With 66 days of fieldwork available for a bachelor of science degree in geology, the hands-on geology fieldwork experience sets the department apart from others in the CSU system, and beyond.

“Fieldwork prepares you for working in groups of people who are older and younger, and most importantly, it helps you with communication, which can be the hardest when you’re in the field and on the job,” Dowdall said of the additional skills fieldwork gave her. 

Dowdall said the size of SSU’s geology department – a tight-knit group of students and faculty – makes it unique. 
“It allows you to have such a great connection with professors and not just be another name on their sheet,” she said.

Dowdall affectionately calls the department a family, one where  professors are on a first-name basis with their students. The relationship between students and faculty is one of mentorship.

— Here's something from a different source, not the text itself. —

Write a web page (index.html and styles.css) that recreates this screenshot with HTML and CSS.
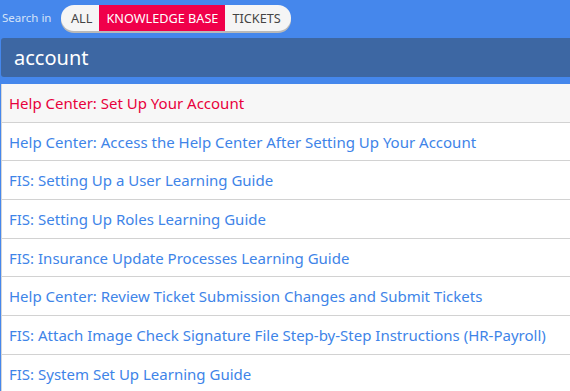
FILE: index.html
```html
<!DOCTYPE html>
<html lang="en">
<head>
    <meta charset="UTF-8">
    <meta name="viewport" content="width=device-width, initial-scale=1.0">
    <title>Knowledge Base Search</title>
    <link rel="stylesheet" href="styles.css">
</head>
<body>
    <div class="search-bar">
        <div class="scope">
            <span class="scope-label">Search in</span>
            <div class="scope-pill">
                <span class="scope-option">ALL</span>
                <span class="scope-option active">KNOWLEDGE BASE</span>
                <span class="scope-option">TICKETS</span>
            </div>
        </div>
        <div class="search-input">account</div>
    </div>

    <ul class="results">
        <li class="result hover"><a href="#">Help Center: Set Up Your Account</a></li>
        <li class="result"><a href="#">Help Center: Access the Help Center After Setting Up Your Account</a></li>
        <li class="result"><a href="#">FIS: Setting Up a User Learning Guide</a></li>
        <li class="result"><a href="#">FIS: Setting Up Roles Learning Guide</a></li>
        <li class="result"><a href="#">FIS: Insurance Update Processes Learning Guide</a></li>
        <li class="result"><a href="#">Help Center: Review Ticket Submission Changes and Submit Tickets</a></li>
        <li class="result"><a href="#">FIS: Attach Image Check Signature File Step-by-Step Instructions (HR-Payroll)</a></li>
        <li class="result"><a href="#">FIS: System Set Up Learning Guide</a></li>
    </ul>
</body>
</html>
```

FILE: styles.css
```css
html, body {
    margin: 0;
    padding: 0;
}
body {
    font-family: "Noto Sans", "Open Sans", sans-serif;
    background-color: #4587ec;
    height: 391px;
    overflow: hidden;
}
.search-bar {
    padding: 4px 0 6px 1px;
}
.scope {
    display: flex;
    align-items: center;
    height: 27px;
    padding-left: 1px;
}
.scope-label {
    color: #d3e2f8;
    font-size: 11.5px;
    width: 59px;
}
.scope-pill {
    display: flex;
    height: 26px;
    border-radius: 13px;
    overflow: hidden;
    background-color: #f5f5f5;
    box-shadow: 0 2px 0 #b9b9b9;
}
.scope-option {
    display: flex;
    align-items: center;
    padding: 0 7px;
    font-size: 12.7px;
    color: #444;
}
.scope-option:first-child {
    padding-left: 10px;
}
.scope-option:last-child {
    padding-right: 10px;
}
.scope-option.active {
    background-color: #f0004a;
    color: #fff;
}
.search-input {
    margin-top: 7px;
    height: 39px;
    line-height: 39px;
    background-color: #3d67a3;
    border-radius: 3px 0 0 3px;
    color: #fff;
    font-size: 20px;
    padding-left: 13px;
}
.results {
    list-style: none;
    margin: 1px 0 0 1px;
    padding: 0;
    background-color: #fff;
    border-left: 1px solid #d6d6d6;
}
.result {
    padding: 9px 7px 7px;
    line-height: 21.67px;
    border-bottom: 1px solid #d2d2d2;
    font-size: 15px;
    white-space: nowrap;
}
.result a {
    color: #3e84e8;
    text-decoration: none;
}
.result.hover {
    background-color: #f7f7f7;
}
.result.hover a {
    color: #e8003c;
}
```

“Having the ability to have a mentor instead of just a professor is really amazing and special,” Dowdall said. “It leads to way more opportunities.”
Mentored for a year by Matty Mookerjee, Professor and Chair of the SSU Department of Geology, the student and professor worked together on a rock deformation project which they later presented at the world’s largest annual geoscience conference, the American Geophysical Union.
“It was a big deal and we had a really good time,” a delighted Dowdall said.

Both Mookerjee and Dowdall agreed that geology might be the right calling for those seeking job security. 
“You’re always going to need a geologist,” Dowdall said. “There is always a house being built. There is always going to be resources needed. There’s always going to be disasters that need to be fixed and or prevented.”

Not only do geologists work with rocks, soil, and earth, they work in chemistry and physics. 

Mookerjee said that although the study of geology uses science, chemistry, and technology to understand the earth, geology is not any one science in particular.
“It’s about the question of how we understand the planet that we live on,” he explained. “I think we have a very vital role in solving the world’s problems.”